The Cathedral Green Footbridge is a pedestrian and cycle swing bridge in the centre of Derby, spanning the River Derwent. It forms a third side to a triangle between The Cathedral and the Silk Mill Museum.

The bridge and adjacent re-landscaped Cathedral Green opened in March 2009 at a cost of £4.2m and is located in an area of World Heritage status. It links the Cathedral Green to Stuart Street and has been designed to swing to one side when water levels are high. It weighs 95 tonnes, with a box steel section deck, supported by three cables, keeping the overall structural slender. The bridge swings on a pintle bearing, with a central wheel to support its weight.

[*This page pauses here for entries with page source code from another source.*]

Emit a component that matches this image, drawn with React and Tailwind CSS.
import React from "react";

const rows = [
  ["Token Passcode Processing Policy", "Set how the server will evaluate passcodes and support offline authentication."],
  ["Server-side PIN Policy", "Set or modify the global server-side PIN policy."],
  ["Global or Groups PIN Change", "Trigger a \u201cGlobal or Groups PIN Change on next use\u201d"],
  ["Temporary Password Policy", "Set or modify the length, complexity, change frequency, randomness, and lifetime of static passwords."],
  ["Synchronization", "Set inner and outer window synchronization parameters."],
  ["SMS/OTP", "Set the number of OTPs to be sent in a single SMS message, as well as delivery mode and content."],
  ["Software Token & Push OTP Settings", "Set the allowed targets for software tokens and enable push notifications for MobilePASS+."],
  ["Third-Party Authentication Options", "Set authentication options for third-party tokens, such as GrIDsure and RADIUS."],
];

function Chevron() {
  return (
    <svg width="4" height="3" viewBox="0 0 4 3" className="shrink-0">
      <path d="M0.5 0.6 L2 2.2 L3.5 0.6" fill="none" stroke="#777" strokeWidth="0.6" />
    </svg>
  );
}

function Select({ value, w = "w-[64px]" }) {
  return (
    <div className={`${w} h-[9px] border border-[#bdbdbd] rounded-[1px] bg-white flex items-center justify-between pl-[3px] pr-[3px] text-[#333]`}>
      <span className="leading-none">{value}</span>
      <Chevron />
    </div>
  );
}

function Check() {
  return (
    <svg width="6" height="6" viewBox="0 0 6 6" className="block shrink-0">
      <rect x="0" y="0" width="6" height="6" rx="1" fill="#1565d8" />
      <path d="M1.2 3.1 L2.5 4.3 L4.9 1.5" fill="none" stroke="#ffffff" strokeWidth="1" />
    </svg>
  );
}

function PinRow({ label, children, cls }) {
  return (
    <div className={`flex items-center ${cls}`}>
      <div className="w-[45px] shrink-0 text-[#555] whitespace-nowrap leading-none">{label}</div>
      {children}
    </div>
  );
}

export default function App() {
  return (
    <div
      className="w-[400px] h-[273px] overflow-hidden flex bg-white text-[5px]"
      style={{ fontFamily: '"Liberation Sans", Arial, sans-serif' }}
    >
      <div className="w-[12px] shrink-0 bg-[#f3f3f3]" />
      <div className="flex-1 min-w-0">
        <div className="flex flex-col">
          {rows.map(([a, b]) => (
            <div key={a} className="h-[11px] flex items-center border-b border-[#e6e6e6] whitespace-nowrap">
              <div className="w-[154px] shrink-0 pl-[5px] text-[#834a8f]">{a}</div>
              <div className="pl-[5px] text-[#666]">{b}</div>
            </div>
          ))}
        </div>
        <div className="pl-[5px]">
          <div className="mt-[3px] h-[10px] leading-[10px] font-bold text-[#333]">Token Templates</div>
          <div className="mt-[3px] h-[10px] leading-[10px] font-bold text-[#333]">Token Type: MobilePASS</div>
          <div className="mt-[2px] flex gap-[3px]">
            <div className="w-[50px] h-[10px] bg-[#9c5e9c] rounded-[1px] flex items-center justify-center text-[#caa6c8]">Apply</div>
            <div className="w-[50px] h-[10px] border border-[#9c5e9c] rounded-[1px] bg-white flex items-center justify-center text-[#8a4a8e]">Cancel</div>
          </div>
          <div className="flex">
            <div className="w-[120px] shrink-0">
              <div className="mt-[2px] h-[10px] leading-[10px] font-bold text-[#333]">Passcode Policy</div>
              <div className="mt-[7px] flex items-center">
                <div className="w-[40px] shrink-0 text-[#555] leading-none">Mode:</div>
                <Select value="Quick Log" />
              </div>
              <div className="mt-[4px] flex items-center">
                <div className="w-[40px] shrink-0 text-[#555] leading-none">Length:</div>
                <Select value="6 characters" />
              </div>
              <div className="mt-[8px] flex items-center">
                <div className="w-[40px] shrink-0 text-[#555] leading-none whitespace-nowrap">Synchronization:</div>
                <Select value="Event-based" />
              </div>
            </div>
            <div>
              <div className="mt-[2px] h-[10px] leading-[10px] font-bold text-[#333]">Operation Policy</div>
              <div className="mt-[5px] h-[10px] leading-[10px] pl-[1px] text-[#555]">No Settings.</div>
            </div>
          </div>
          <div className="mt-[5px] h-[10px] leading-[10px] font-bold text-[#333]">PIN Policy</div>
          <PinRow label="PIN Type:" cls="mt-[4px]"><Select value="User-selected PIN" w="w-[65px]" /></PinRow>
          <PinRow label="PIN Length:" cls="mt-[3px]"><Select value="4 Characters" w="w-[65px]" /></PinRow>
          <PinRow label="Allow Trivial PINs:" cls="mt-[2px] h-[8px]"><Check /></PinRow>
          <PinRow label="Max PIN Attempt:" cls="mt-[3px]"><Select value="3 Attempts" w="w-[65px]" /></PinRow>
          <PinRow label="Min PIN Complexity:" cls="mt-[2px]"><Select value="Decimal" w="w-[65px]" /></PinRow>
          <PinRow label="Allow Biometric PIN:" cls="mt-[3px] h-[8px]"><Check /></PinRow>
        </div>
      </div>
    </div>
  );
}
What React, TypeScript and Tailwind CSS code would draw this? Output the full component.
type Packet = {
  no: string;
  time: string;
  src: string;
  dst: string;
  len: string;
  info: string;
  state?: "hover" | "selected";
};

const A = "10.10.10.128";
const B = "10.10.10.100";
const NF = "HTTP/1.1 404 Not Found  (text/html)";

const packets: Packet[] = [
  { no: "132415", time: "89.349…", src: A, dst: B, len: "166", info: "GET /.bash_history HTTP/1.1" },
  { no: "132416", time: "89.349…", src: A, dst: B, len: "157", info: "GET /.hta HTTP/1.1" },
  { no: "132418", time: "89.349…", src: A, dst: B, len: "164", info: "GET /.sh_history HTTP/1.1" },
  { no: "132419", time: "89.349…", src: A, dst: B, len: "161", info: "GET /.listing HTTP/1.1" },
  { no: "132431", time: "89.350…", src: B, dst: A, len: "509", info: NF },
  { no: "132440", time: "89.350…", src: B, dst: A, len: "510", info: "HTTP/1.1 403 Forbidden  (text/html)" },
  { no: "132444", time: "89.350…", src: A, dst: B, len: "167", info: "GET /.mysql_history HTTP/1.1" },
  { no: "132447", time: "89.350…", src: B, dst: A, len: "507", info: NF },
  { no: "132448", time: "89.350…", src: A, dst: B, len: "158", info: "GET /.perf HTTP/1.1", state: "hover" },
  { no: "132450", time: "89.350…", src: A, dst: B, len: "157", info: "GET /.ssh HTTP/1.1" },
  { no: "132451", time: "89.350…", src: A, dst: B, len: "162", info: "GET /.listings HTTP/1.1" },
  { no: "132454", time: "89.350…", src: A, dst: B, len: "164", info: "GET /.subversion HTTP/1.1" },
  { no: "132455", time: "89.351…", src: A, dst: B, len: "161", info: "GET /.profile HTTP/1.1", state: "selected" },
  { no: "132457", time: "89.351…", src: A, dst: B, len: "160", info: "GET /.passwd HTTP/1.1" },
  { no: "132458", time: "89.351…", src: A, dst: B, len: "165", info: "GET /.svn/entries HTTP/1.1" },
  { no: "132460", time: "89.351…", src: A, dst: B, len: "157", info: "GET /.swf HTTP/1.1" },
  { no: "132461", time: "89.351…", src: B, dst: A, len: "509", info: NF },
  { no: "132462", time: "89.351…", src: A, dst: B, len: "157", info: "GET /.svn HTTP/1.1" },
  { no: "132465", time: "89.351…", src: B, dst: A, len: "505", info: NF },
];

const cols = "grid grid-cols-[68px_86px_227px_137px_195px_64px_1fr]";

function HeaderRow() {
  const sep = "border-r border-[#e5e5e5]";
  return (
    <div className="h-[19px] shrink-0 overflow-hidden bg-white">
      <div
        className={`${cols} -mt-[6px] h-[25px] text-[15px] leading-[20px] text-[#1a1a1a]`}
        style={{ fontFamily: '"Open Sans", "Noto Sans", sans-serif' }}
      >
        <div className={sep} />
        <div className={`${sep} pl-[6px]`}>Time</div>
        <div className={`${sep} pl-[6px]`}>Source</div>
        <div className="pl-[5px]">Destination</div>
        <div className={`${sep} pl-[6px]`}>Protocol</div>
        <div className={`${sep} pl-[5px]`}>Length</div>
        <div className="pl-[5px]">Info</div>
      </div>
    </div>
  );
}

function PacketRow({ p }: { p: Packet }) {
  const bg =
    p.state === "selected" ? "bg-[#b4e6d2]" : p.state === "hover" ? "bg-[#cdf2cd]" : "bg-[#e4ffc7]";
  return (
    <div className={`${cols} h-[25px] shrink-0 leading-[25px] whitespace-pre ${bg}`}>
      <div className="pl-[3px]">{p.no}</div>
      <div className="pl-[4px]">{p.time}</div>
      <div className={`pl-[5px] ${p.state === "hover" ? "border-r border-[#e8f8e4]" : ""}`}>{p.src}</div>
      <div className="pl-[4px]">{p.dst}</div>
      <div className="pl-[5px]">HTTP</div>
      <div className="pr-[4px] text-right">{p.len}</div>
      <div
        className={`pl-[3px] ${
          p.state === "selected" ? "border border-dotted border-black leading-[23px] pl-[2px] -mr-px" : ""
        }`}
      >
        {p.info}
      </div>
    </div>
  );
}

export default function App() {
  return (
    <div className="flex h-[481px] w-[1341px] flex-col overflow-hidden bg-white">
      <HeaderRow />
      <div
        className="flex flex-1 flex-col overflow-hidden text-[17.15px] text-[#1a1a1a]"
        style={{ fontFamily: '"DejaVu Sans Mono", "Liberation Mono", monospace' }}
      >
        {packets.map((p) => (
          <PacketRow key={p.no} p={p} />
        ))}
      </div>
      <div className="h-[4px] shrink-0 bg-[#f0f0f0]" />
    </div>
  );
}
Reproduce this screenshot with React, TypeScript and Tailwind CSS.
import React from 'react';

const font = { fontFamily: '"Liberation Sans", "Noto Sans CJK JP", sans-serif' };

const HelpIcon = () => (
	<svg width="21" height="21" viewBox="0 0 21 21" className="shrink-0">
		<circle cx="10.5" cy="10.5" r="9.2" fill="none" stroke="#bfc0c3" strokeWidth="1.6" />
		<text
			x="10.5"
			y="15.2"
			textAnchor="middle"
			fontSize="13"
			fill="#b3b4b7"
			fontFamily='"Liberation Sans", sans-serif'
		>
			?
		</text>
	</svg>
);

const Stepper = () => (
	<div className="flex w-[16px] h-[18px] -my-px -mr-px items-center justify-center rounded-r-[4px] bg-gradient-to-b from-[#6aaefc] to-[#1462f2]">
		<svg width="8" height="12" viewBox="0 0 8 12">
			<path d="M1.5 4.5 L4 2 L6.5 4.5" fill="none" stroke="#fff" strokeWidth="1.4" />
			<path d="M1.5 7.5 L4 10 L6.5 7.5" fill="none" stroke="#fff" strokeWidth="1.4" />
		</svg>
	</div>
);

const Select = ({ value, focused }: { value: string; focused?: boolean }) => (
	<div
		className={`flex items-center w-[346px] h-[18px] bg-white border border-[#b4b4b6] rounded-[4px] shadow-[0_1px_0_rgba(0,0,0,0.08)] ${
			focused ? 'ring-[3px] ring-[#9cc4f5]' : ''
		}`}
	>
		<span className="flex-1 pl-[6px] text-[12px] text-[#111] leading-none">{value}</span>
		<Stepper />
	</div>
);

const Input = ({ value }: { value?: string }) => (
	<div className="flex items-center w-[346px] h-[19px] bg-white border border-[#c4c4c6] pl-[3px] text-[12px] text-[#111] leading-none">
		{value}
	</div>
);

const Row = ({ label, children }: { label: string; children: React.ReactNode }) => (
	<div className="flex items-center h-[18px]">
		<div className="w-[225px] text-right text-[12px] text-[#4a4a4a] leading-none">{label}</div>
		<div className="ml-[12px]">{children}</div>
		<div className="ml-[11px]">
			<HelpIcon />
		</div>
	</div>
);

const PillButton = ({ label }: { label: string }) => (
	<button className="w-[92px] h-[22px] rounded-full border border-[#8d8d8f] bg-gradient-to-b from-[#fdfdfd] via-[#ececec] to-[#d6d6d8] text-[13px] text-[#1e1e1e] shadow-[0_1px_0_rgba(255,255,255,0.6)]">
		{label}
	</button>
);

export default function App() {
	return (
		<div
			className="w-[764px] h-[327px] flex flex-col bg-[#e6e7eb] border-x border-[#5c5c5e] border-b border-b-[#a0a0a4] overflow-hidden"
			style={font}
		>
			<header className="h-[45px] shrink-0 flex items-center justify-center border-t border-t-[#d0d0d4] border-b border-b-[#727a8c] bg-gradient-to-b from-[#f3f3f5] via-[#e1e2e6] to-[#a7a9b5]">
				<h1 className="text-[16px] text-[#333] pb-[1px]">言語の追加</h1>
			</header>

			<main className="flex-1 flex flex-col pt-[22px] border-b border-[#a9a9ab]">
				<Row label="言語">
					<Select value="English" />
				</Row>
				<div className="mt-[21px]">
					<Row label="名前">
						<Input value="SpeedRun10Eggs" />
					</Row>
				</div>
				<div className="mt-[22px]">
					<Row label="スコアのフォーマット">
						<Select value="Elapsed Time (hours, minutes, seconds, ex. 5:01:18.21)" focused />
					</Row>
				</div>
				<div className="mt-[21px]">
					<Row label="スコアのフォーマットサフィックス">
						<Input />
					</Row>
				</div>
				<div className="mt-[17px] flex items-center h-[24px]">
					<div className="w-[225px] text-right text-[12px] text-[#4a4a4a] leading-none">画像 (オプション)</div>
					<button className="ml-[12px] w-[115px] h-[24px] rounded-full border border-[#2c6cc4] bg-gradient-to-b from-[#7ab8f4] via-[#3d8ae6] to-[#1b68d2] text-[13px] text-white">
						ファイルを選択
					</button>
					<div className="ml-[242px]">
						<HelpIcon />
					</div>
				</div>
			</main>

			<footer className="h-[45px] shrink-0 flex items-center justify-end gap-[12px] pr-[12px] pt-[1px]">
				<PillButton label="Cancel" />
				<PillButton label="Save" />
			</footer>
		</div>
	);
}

Construction began in August 2007 and the Bridge opened to the public on 20 March 2009, then was officially opened on 2 April 2009, a year behind schedule, by the Mayor of Derby. The bridge, designed by Ramboll, was partly inspired by tailor's shears and has an iconic needle-shaped mast, to echo the heritage of the nearby Silk Mill. The silk theme of the needle is complemented by the nearby Saint Alkmunds Way Footbridge which includes silk bobbins as its design feature.

The Cathedral Green has landscaped gardens with a tiled pavement incorporating lighting effects, called The Mill Flume, designed by Nayan Kulkarni, representing the path the river took when it powered the waterwheel of the Silk Mill. There is a statue of Bonnie Prince Charlie, as he was billeted near the site of the bridge during the Jacobite rising in December 1745.

The bridge was a finalist in the Prime Minister's Award for better public buildings following its completion in 2009. The judges said they were impressed by the design allowing the bridge to be turned with only a small amount of energy. The bridge, with its 38 degree kink, is supported on the central wheel with a wheel system being used on the counterweighted section.